**Work to be completed**.
Your task is to copy the listing exactly. Drop any pictures from the copy.

BEGIN

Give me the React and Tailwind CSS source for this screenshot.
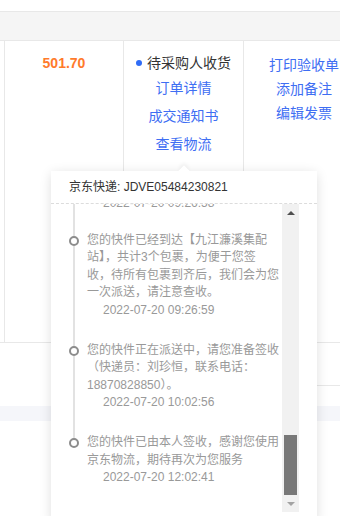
import React from "react";

const font = { fontFamily: '"Liberation Sans", "Noto Sans CJK SC", sans-serif' };

// 物流轨迹（只显示滚动到底部的部分）
const traces = [
    { lines: ["您的快件已由【江西南昌分拣中心】", "发往【九江濂溪集配站】"], time: "2022-07-20 05:12:33" },
    { lines: ["您的快件已到达【九江濂溪集配站】"], time: "2022-07-20 08:41:10" },
    { lines: ["您的快件在【九江濂溪集配站】进行", "分拣"], time: "2022-07-20 09:26:58", tight: true },
    {
        lines: ["您的快件已经到达【九江濂溪集配", "站】，共计3个包裹，为便于您签", "收，待所有包裹到齐后，我们会为您", "一次派送，请注意查收。"],
        time: "2022-07-20 09:26:59",
    },
    { lines: ["您的快件正在派送中，请您准备签收", "（快递员：刘珍恒，联系电话：", "18870828850）。"], time: "2022-07-20 10:02:56" },
    { lines: ["您的快件已由本人签收，感谢您使用", "京东物流，期待再次为您服务"], time: "2022-07-20 12:02:41" },
];

const TraceItem = ({ lines, time, last, tight }) => {
    return (
        <div className="flex">
            <div className="flex w-[10px] shrink-0 flex-col items-center">
                <div className="h-[4px] w-[2px] bg-[#e2e2e2]" />
                <div className="h-[10px] w-[10px] shrink-0 rounded-full border-2 border-[#8c8c8c] bg-white" />
                {!last && <div className="w-[2px] flex-1 bg-[#e2e2e2]" />}
            </div>
            <div className={`ml-[8px] text-[12px] leading-[17.5px] text-[#999] ${tight ? "pb-[19px]" : "pb-[22.5px]"}`}>
                {lines.map((line, i) => (
                    <div key={i} className="whitespace-nowrap">{line}</div>
                ))}
                <div className="whitespace-nowrap pl-4">{time}</div>
            </div>
        </div>
    );
};

const ScrollBar = () => {
    return (
        <div className="flex w-[17px] shrink-0 flex-col bg-[#f1f1f1]">
            <div className="flex h-[17px] items-center justify-center">
                <div className="h-0 w-0 border-x-[4px] border-b-[4px] border-x-transparent border-b-[#505050]" />
            </div>
            <div className="flex flex-1 flex-col justify-end px-[2px]">
                <div className="h-[60px] bg-[#787878]" />
            </div>
            <div className="flex h-[17px] items-center justify-center">
                <div className="h-0 w-0 border-x-[4px] border-t-[4px] border-x-transparent border-t-[#a3a3a3]" />
            </div>
        </div>
    );
};

const LogisticsPopover = () => {
    return (
        <div className="absolute left-[51px] top-[171px] w-[266px] rounded-[4px] bg-white pb-3 shadow-[0_2px_12px_rgba(0,0,0,0.13)]">
            {/* arrow */}
            <div className="absolute left-[129px] top-[-4px] h-[8px] w-[8px] rotate-45 bg-white shadow-[-2px_-2px_4px_rgba(0,0,0,0.05)]" />
            <div className="relative flex h-[33px] items-center border-b border-dashed border-[#dcdcdc] bg-white px-[18px] text-[12px] text-[#333]">
                京东快递: JDVE05484230821
            </div>
            <div className="flex h-[308px] px-[18px]">
                <div className="flex flex-1 flex-col justify-end overflow-hidden pb-[3px]">
                    {traces.map((t, i) => (
                        <TraceItem key={i} lines={t.lines} time={t.time} tight={t.tight} last={i === traces.length - 1} />
                    ))}
                </div>
                <ScrollBar />
            </div>
        </div>
    );
};

export default function App() {
    return (
        <div className="relative h-[516px] w-[340px] overflow-hidden bg-white" style={font}>
            <div className="h-[11px]" />
            <div className="h-[30px] border-y border-[#e8e8e8] bg-[#f5f5f5]" />

            {/* order row */}
            <div className="flex h-[302px] border-b border-[#e8e8e8]">
                <div className="w-[5px] shrink-0 border-r border-[#e8e8e8]" />
                <div className="flex w-[119px] shrink-0 flex-col items-center border-r border-[#e8e8e8] pt-[12px]">
                    <div className="text-[14px] font-bold leading-[20px] text-[#ff7a2b]">501.70</div>
                </div>
                <div className="flex w-[120px] shrink-0 flex-col items-center border-r border-[#e8e8e8] pt-[12px] text-[14px]">
                    <div className="flex items-center leading-[20px] text-[#333]">
                        <span className="mr-[5px] h-[6px] w-[6px] rounded-full bg-[#2f6cf6]" />
                        待采购人收货
                    </div>
                    <div className="mt-[1px] flex flex-col items-center leading-[28px] text-[#3e6ef3]">
                        <span>订单详情</span>
                        <span>成交通知书</span>
                        <span>查看物流</span>
                    </div>
                </div>
                <div className="flex w-[120px] shrink-0 flex-col items-center pt-[12px] text-[14px] leading-[24px] text-[#3e6ef3]">
                    <span>打印验收单</span>
                    <span>添加备注</span>
                    <span>编辑发票</span>
                </div>
            </div>

            <div className="flex h-[43px]">
                <div className="w-[184px] shrink-0" />
                <div className="flex-1 border-b border-[#e8e8e8]" />
            </div>
            <div className="h-[20px]" />
            <div className="h-[15px] bg-[#f5f6fa]" />

            <LogisticsPopover />
        </div>
    );
}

END

**Solved exercise**.
Give me the React and Tailwind CSS source for this screenshot.
import React from "react";

const font = { fontFamily: '"Liberation Sans", "Noto Sans CJK SC", sans-serif' };

// 物流轨迹（只显示滚动到底部的部分）
const traces = [
    { lines: ["您的快件已由【江西南昌分拣中心】", "发往【九江濂溪集配站】"], time: "2022-07-20 05:12:33" },
    { lines: ["您的快件已到达【九江濂溪集配站】"], time: "2022-07-20 08:41:10" },
    { lines: ["您的快件在【九江濂溪集配站】进行", "分拣"], time: "2022-07-20 09:26:58", tight: true },
    {
        lines: ["您的快件已经到达【九江濂溪集配", "站】，共计3个包裹，为便于您签", "收，待所有包裹到齐后，我们会为您", "一次派送，请注意查收。"],
        time: "2022-07-20 09:26:59",
    },
    { lines: ["您的快件正在派送中，请您准备签收", "（快递员：刘珍恒，联系电话：", "18870828850）。"], time: "2022-07-20 10:02:56" },
    { lines: ["您的快件已由本人签收，感谢您使用", "京东物流，期待再次为您服务"], time: "2022-07-20 12:02:41" },
];

const TraceItem = ({ lines, time, last, tight }) => {
    return (
        <div className="flex">
            <div className="flex w-[10px] shrink-0 flex-col items-center">
                <div className="h-[4px] w-[2px] bg-[#e2e2e2]" />
                <div className="h-[10px] w-[10px] shrink-0 rounded-full border-2 border-[#8c8c8c] bg-white" />
                {!last && <div className="w-[2px] flex-1 bg-[#e2e2e2]" />}
            </div>
            <div className={`ml-[8px] text-[12px] leading-[17.5px] text-[#999] ${tight ? "pb-[19px]" : "pb-[22.5px]"}`}>
                {lines.map((line, i) => (
                    <div key={i} className="whitespace-nowrap">{line}</div>
                ))}
                <div className="whitespace-nowrap pl-4">{time}</div>
            </div>
        </div>
    );
};

const ScrollBar = () => {
    return (
        <div className="flex w-[17px] shrink-0 flex-col bg-[#f1f1f1]">
            <div className="flex h-[17px] items-center justify-center">
                <div className="h-0 w-0 border-x-[4px] border-b-[4px] border-x-transparent border-b-[#505050]" />
            </div>
            <div className="flex flex-1 flex-col justify-end px-[2px]">
                <div className="h-[60px] bg-[#787878]" />
            </div>
            <div className="flex h-[17px] items-center justify-center">
                <div className="h-0 w-0 border-x-[4px] border-t-[4px] border-x-transparent border-t-[#a3a3a3]" />
            </div>
        </div>
    );
};

const LogisticsPopover = () => {
    return (
        <div className="absolute left-[51px] top-[171px] w-[266px] rounded-[4px] bg-white pb-3 shadow-[0_2px_12px_rgba(0,0,0,0.13)]">
            {/* arrow */}
            <div className="absolute left-[129px] top-[-4px] h-[8px] w-[8px] rotate-45 bg-white shadow-[-2px_-2px_4px_rgba(0,0,0,0.05)]" />
            <div className="relative flex h-[33px] items-center border-b border-dashed border-[#dcdcdc] bg-white px-[18px] text-[12px] text-[#333]">
                京东快递: JDVE05484230821
            </div>
            <div className="flex h-[308px] px-[18px]">
                <div className="flex flex-1 flex-col justify-end overflow-hidden pb-[3px]">
                    {traces.map((t, i) => (
                        <TraceItem key={i} lines={t.lines} time={t.time} tight={t.tight} last={i === traces.length - 1} />
                    ))}
                </div>
                <ScrollBar />
            </div>
        </div>
    );
};

export default function App() {
    return (
        <div className="relative h-[516px] w-[340px] overflow-hidden bg-white" style={font}>
            <div className="h-[11px]" />
            <div className="h-[30px] border-y border-[#e8e8e8] bg-[#f5f5f5]" />

            {/* order row */}
            <div className="flex h-[302px] border-b border-[#e8e8e8]">
                <div className="w-[5px] shrink-0 border-r border-[#e8e8e8]" />
                <div className="flex w-[119px] shrink-0 flex-col items-center border-r border-[#e8e8e8] pt-[12px]">
                    <div className="text-[14px] font-bold leading-[20px] text-[#ff7a2b]">501.70</div>
                </div>
                <div className="flex w-[120px] shrink-0 flex-col items-center border-r border-[#e8e8e8] pt-[12px] text-[14px]">
                    <div className="flex items-center leading-[20px] text-[#333]">
                        <span className="mr-[5px] h-[6px] w-[6px] rounded-full bg-[#2f6cf6]" />
                        待采购人收货
                    </div>
                    <div className="mt-[1px] flex flex-col items-center leading-[28px] text-[#3e6ef3]">
                        <span>订单详情</span>
                        <span>成交通知书</span>
                        <span>查看物流</span>
                    </div>
                </div>
                <div className="flex w-[120px] shrink-0 flex-col items-center pt-[12px] text-[14px] leading-[24px] text-[#3e6ef3]">
                    <span>打印验收单</span>
                    <span>添加备注</span>
                    <span>编辑发票</span>
                </div>
            </div>

            <div className="flex h-[43px]">
                <div className="w-[184px] shrink-0" />
                <div className="flex-1 border-b border-[#e8e8e8]" />
            </div>
            <div className="h-[20px]" />
            <div className="h-[15px] bg-[#f5f6fa]" />

            <LogisticsPopover />
        </div>
    );
}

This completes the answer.